とはいえ、RFIDのような技術は店側にも客側にも非常に便利なシステムではありますが、タグ一つひとつがまだまだ高価。ですから現状、アパレル業界のように商品の単価が比較的高い業態でしか導入できていないんです。ただスーパーやコンビニにとっては、無人レジ化できたほうが効率的なのは間違いないため、タグのコストが下がれば積極的に導入する企業は増えていきそうですね」(同)
RFIDのようなシステムの利便性の高さはユニクロやGUで実証済みではあるものの、完全無人化を目指すのであれば、防犯もより強固なものにする必要性が出てきそうだ。

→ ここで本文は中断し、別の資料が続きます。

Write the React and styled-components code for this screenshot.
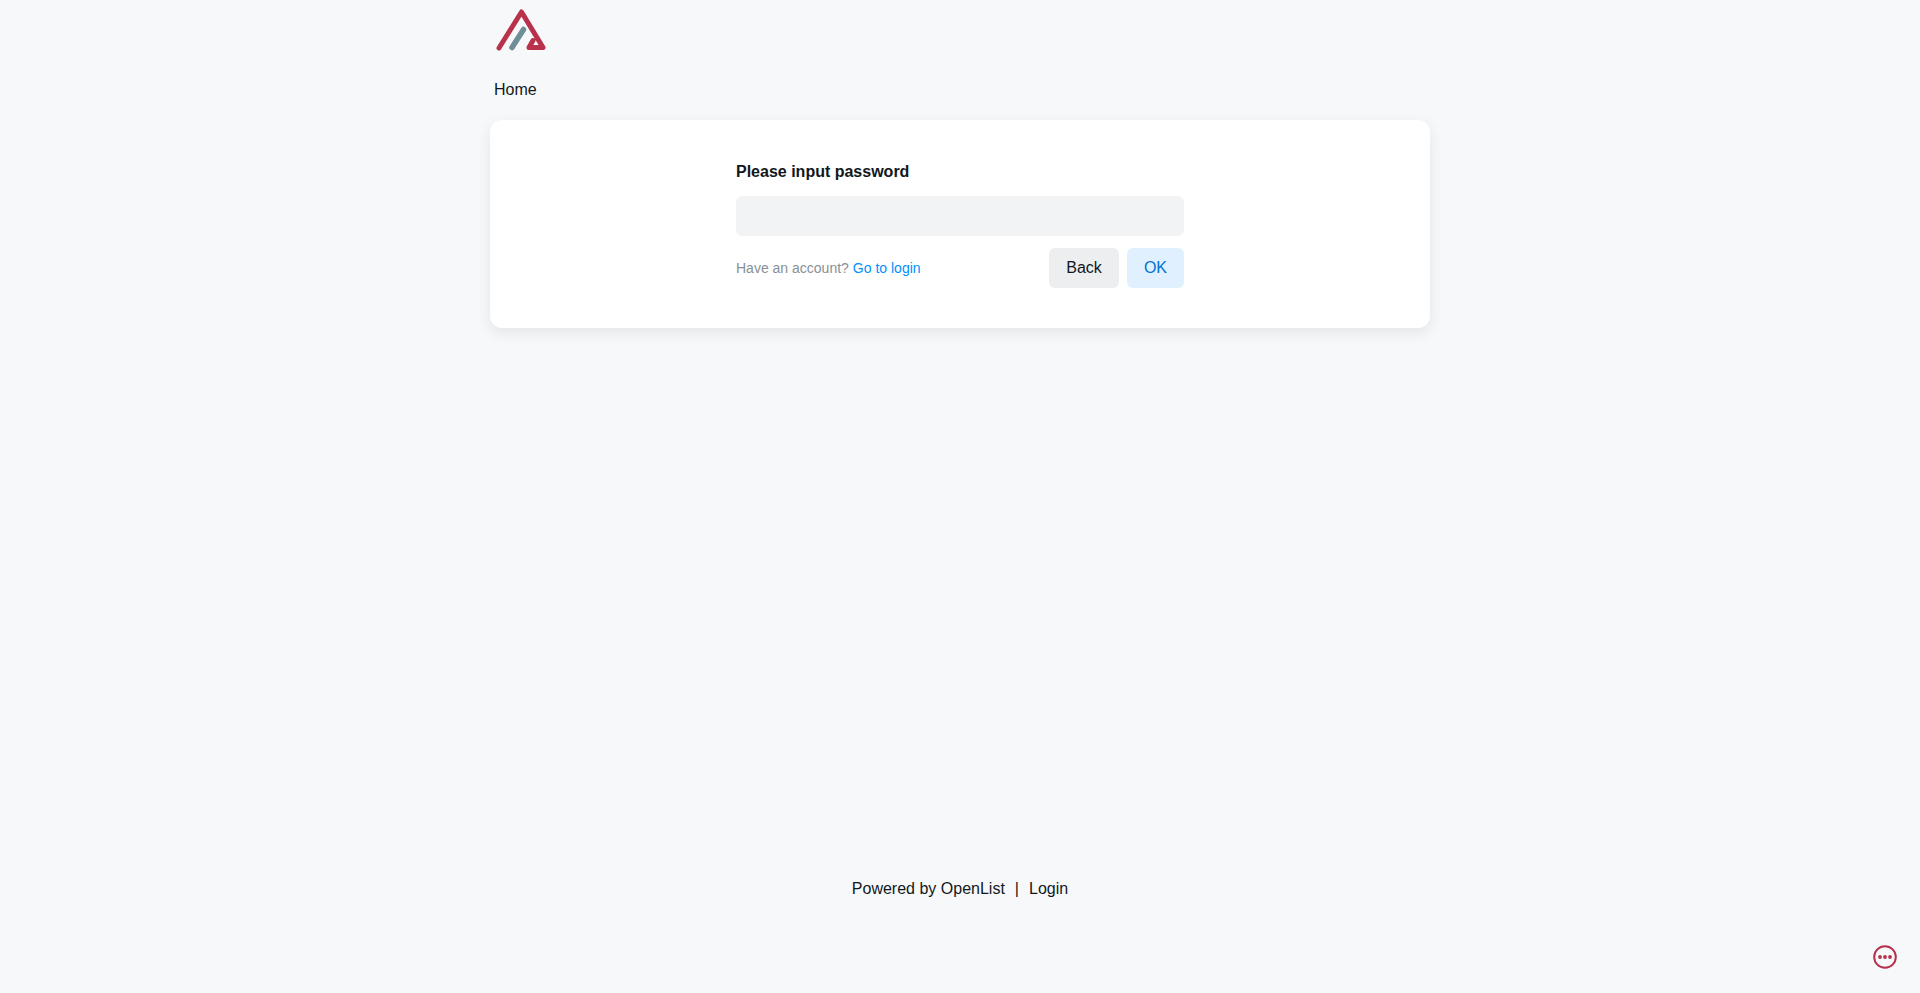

「確かに防犯面は大きな課題ですが、小売業界はお客との信頼関係で成り立っている業界という側面もあるため、極端な防犯システムは導入しづらいのです。過度に対策しすぎると、かえってお客に警戒心を抱かせてしまい店舗としての信頼を損なうことになりかねないので、どんな防犯対策を講じるかがセルフレジを完全無人化できるかどうかの分水嶺になるでしょう」(同)
現在は有人レジ時代からセルフレジ時代への移り変わりの真っ最中。こういった過渡期では、人員不足でセルフレジ封鎖といった本末転倒なことが起こるだろうが、そういった課題や矛盾が少しずつ解消されていき、いずれは本格的なセルフレジ時代に突入するのではないだろうか。